A: It depends on your starting point, but many enterprises can achieve 10–20% savings in the first year of a concerted cost-reduction effort. That typically comes from the one-time cleanup of unused licenses, dropping unneeded add-ons, and negotiating a better discount at renewal. After that, the goal is often to contain growth – for example, if your business usage grows, you aim to keep the Salesforce spend increase lower than that (doing more with the same spend). With strong governance, some companies manage to keep their Salesforce costs flat for several years, even as they expand usage, by continuously reallocating and optimizing resources. As a rule of thumb, achieving immediate savings of over 10% is very achievable for most, and then aiming for low single-digit percentage savings (or cost avoidance) year over year by staying on top of optimization is recommended. If you were very bloated, you might even cut 30% or more, but that’s more of an exception than the norm. The most important thing is to make savings sustainable – a one-time 15% cut is great, but not if it creeps back next year. Set a realistic target and build the processes to sustain it.

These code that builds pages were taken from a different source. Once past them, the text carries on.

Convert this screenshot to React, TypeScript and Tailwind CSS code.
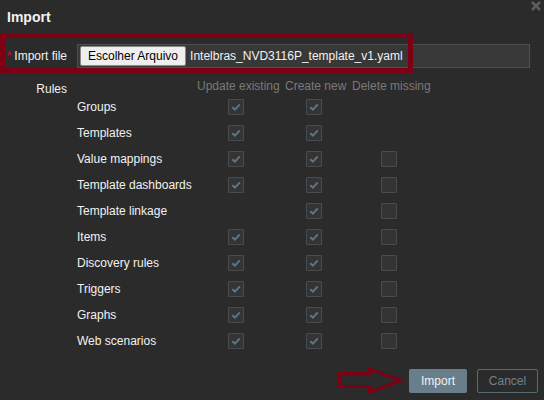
import React from 'react';

type Rule = { label: string; update?: boolean; create?: boolean; del?: boolean };

const RULES: Rule[] = [
  { label: 'Groups', update: true, create: true },
  { label: 'Templates', update: true, create: true },
  { label: 'Value mappings', update: true, create: true, del: false },
  { label: 'Template dashboards', update: true, create: true, del: false },
  { label: 'Template linkage', create: true, del: false },
  { label: 'Items', update: true, create: true, del: false },
  { label: 'Discovery rules', update: true, create: true, del: false },
  { label: 'Triggers', update: true, create: true, del: false },
  { label: 'Graphs', update: true, create: true, del: false },
  { label: 'Web scenarios', update: true, create: true, del: false },
];

const Checkbox: React.FC<{ checked?: boolean }> = ({ checked }) => (
  <div className="w-[16px] h-[16px] border border-[#4b4b4b] bg-[#343434] rounded-[1px] flex items-center justify-center">
    {checked && (
      <svg width="12" height="12" viewBox="0 0 12 12">
        <path d="M2.3 6.2 L4.9 8.6 L9.8 3.4" fill="none" stroke="#5d7585" strokeWidth="2" />
      </svg>
    )}
  </div>
);

const Cell: React.FC<{ value?: boolean }> = ({ value }) => (
  <div className="flex items-center justify-center pr-[4px]">
    {value !== undefined && <Checkbox checked={value} />}
  </div>
);

const App: React.FC = () => {
  return (
    <div className="relative w-[544px] h-[400px] bg-[#2b2b2b] font-['Liberation_Sans',Arial,sans-serif] text-[12px] text-[#f2f2f2] overflow-hidden">
      {/* title */}
      <div className="pt-[8px] pl-[7px] text-[14px] leading-[18px] font-bold">Import</div>
      <svg className="absolute left-[531px] top-[1px]" width="10" height="10" viewBox="0 0 10 10">
        <path d="M1 1 L9 9 M9 1 L1 9" stroke="#5c5c5c" strokeWidth="2.6" />
      </svg>

      {/* form */}
      <div className="mt-[18px] grid grid-cols-[67px_1fr] gap-x-[10px] pr-[14px]">
        <div className="flex items-center justify-end h-[24px] whitespace-nowrap">
          <span className="text-[#e2001a] mr-[3px]">*</span>
          <span>Import file</span>
        </div>
        <div className="h-[24px] border border-[#4f4f4f] bg-[#383838] flex items-center pl-[2px]">
          <button className="h-[20px] px-[7px] border border-[#8a8a8a] bg-[#efefef] text-black rounded-[2px] leading-[18px]">
            Escolher Arquivo
          </button>
          <span className="ml-[4px] whitespace-nowrap">Intelbras_NVD3116P_template_v1.yaml</span>
        </div>

        <div className="mt-[11px] pt-[3px] leading-[14px] text-right">Rules</div>
        <div className="mt-[11px] grid grid-cols-[114px_82px_61px_77px] gap-x-[6px]">
          <div className="h-[15px]" />
          <div className="h-[15px] leading-[14px] text-center text-[#7a7a7a] whitespace-nowrap">Update existing</div>
          <div className="h-[15px] leading-[14px] text-center text-[#7a7a7a] whitespace-nowrap">Create new</div>
          <div className="h-[15px] leading-[14px] text-center text-[#7a7a7a] whitespace-nowrap">Delete missing</div>
          {RULES.map((r) => (
            <React.Fragment key={r.label}>
              <div className="h-[26px] flex items-center whitespace-nowrap">{r.label}</div>
              <Cell value={r.update} />
              <Cell value={r.create} />
              <Cell value={r.del} />
            </React.Fragment>
          ))}
        </div>
      </div>

      {/* footer buttons */}
      <div className="mt-[15px] flex justify-end gap-[10px] pr-[6px]">
        <button className="w-[58px] h-[24px] bg-[#687e8a] rounded-[2px] text-[#f2f2f2]">Import</button>
        <button className="w-[61px] h-[24px] border border-[#566a76] rounded-[2px] text-[#6d8391]">Cancel</button>
      </div>

      {/* annotations */}
      <div className="absolute left-0 top-[33px] w-[413px] h-[40px] border-[5px] border-[#7d0014] pointer-events-none" />
      <svg className="absolute left-[336px] top-[366px]" width="70" height="30" viewBox="0 0 70 30">
        <polygon
          points="3.5,7.5 33.5,7.5 33.5,3 65,14.5 33.5,26 33.5,20.5 3.5,20.5"
          fill="none"
          stroke="#7d0014"
          strokeWidth="3"
          strokeLinejoin="miter"
        />
      </svg>
    </div>
  );
};

export default App;
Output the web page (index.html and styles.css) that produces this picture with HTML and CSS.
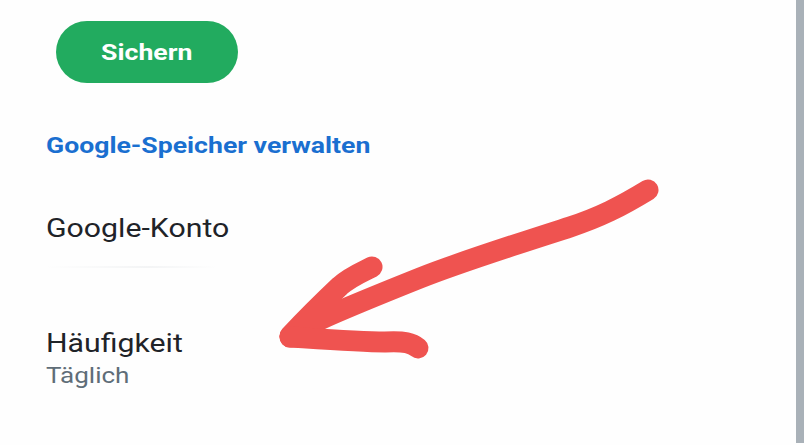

Cutting Salesforce costs requires effort and coordination, but the payoff is well worth it. By taking both short-term actions and building long-term cost discipline, enterprises can rein in one of their biggest software expenses.

The result is not just a lower bill, but a leaner, more efficient Salesforce deployment that delivers high value for every dollar spent. With the strategies outlined in this guide, you can confidently take control of your Salesforce spend and redirect those savings to other strategic priorities – all while continuing to empower your teams with the capabilities they need from Salesforce.